Мысль автора своей сложностью соответствует сложности затронутых вопросов, и нередко они описываются метафорическим языком. Говоря о Герасиме Иорданском, при котором, согласно рассказу жития, жил лев, Аверинцев замечает, что святого «окружает Рай, раз дикий лев являл ему такое же послушание, как Адаму, еще не впавшему в грех и нерасторгшему ему союза с природой. Достаточно, чтобы человек был праведен — и вокруг него будет веять <...> эдемский ветерок <...> Лев, наверное, чуял это своими ноздрями» (с. 136). Пересказ одной из сцен легенды об Иосифе и Асенеф он заканчивает таким суждением: «...эта картинка, предвосхищающая, если угодно, церемониальный быт византийского двора и византийского клира, парадна почти до испуга, почти до бесчеловечности; но не забудем при этом, что ее парадность в контексте художественного целого призвана подготавливать и оттенять момент совсем иного, человечного испуга — когда перед читателем открывается беззащитная и уязвленная нагота самой души» (с. 57). Остается лишь жалеть, что Аверинцев со своим острым эстетическим чутьем не начал с самого начала и не написал «Поэтики Библии», ибо «бесчеловечная парадность» персидского двора, представленная в книгах Даниила и Есфири, еще не описана в нашей научной литературе с заслуживающей того отчетливостью.
Хочется отметить несколько безусловно ценных находок автора, когда он, чутко вслушиваясь в голоса прошлого, позволяет и читателю услышать неповторимую интонацию каждого из них. Так, речь заходит о том, что христианство выдвигает абсолютные ценности: это общеизвестно, однако едва ли очевидно без умелой подсказки Аверинцева (с. 42—43), что сравнение Царства Небесного с жемчужиной (Мф. 13, 45—46), выдвигающее на первый план материальную ценность этого в общем-то меркантильного идеала, возможно только потому, что смысл притчи обращен на необходимость полной и исключительной сосредоточенности на одном, на том именно, что является главным и не допускает существования никакой иной сопоставимой ценности. Это замечательное наблюдение может быть использовано для истолкования других новозаветных пассажей.

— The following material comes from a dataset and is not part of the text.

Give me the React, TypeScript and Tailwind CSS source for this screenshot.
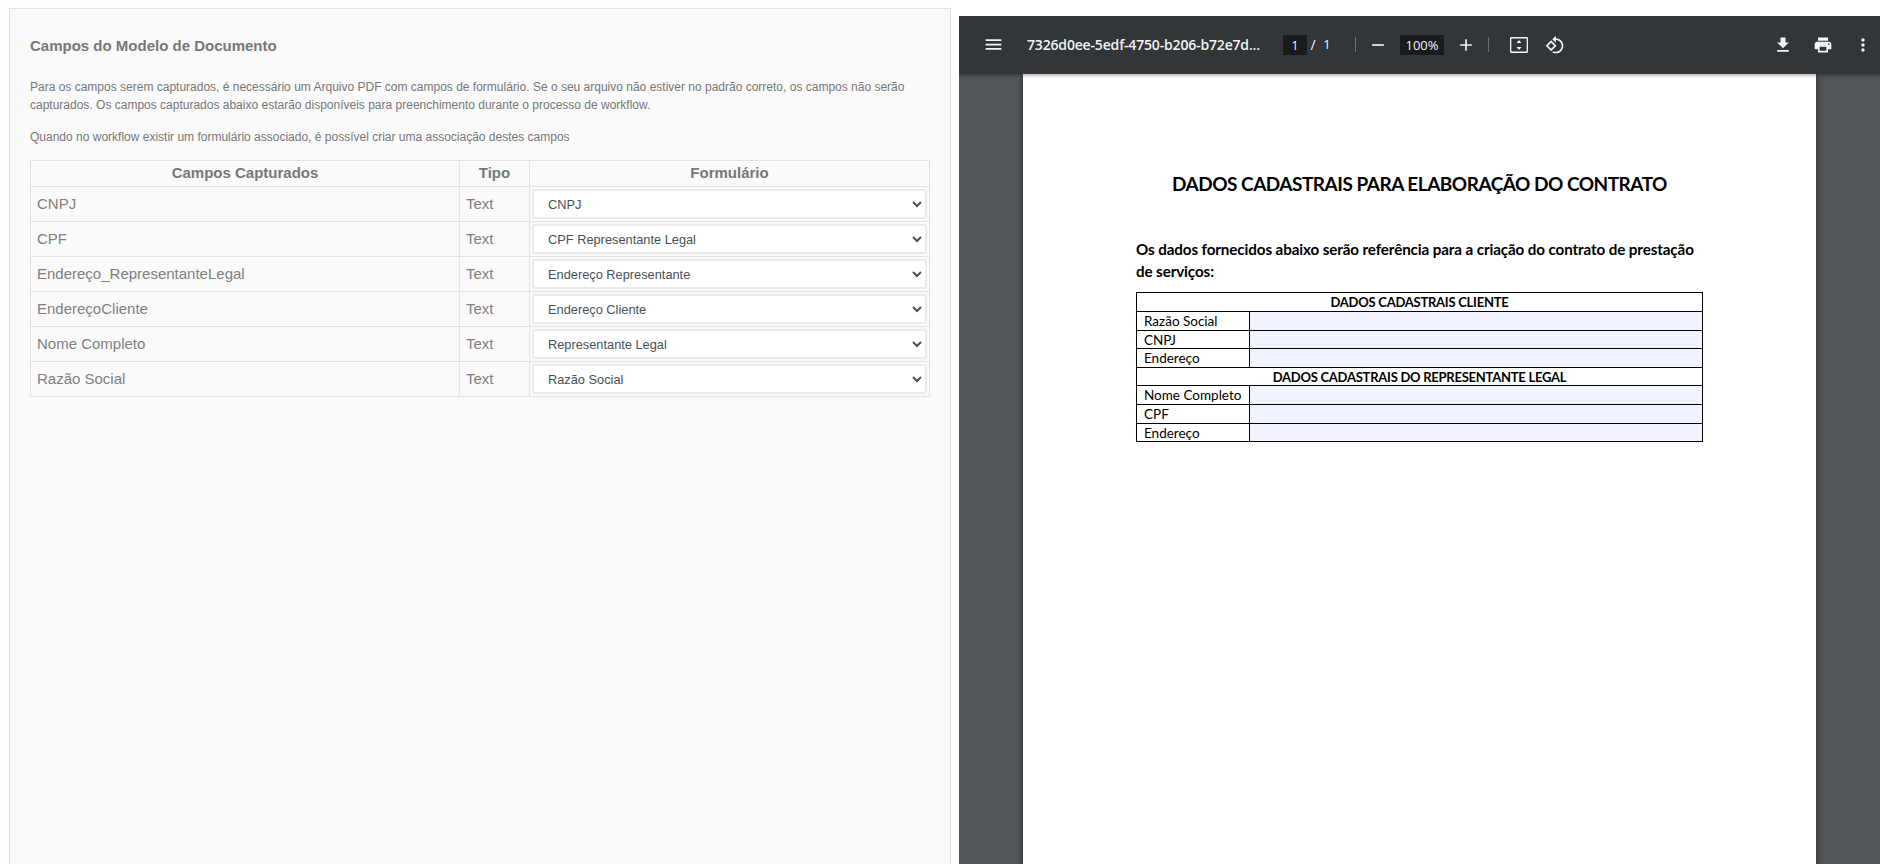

Действительно, трудно понять, почему в притче о неверном домоправителе (Ак. 16, 1—9) обманщик служит положительным примером. Между тем, он завоевал расположение окружающих неправедным богатством и, будучи по своей природе сыном века сего, добился того же, чего добиваются, хотя совсем иным путем, сыны света, — любви, а это абсолютная ценность. Аверинцев находит еще несколько пунктов, в которых противопоставлены новозаветные и античные этические ценности. Действительно, Сократ смеется, когда Иисус плачет, самоубийство и добровольная смерть, приемлемые для классической античности, неприемлемы для новозаветного сознания (с. 37—38). Такого рода наблюдения за системой поэтических средств Нового Завета приводят к мысли о том, что античные идеалы не оказали существенного влияния на его содержание и поэтику.
Этот вывод, полученный путем этической и эстетической критики, успел по времени опередить современную библеистику, которая приняла его в начале 90-х гг. после полного введения в научный оборот текстов Кумрана. Следует, впрочем, опасаться того, чтобы переносить наблюдения Аверинцева на всю христианскую культуру. С одной стороны, в ее рамках мы тоже, к сожалению, можем встретить самоубийство как следствие поклонения абсолютным ценностям, скорее всего извращенно понятым, как это было, например, в эпоху массовых самосожжений русских старообрядцев. А между тем порыв, породивший старообрядчество, «находится очень близко к самому сердцу христианства, к его эзотерике, к чему-то, чего и словами не выразишь» (я использую здесь замечательную характеристику энкратитства, данную Аверинцевым; см. с. 121). С другой стороны, даже в Ветхом Завете, священной книге христиан, мы находим идеалы, которые вполне удовлетворили бы Марка Аврелия в его поисках «метафизического утешения в безличном мире природы» (с. 45); я имею в виду прежде всего Книгу Екклесиаст, несущую в себе отчетливые признаки саддукейского яхвизма[1].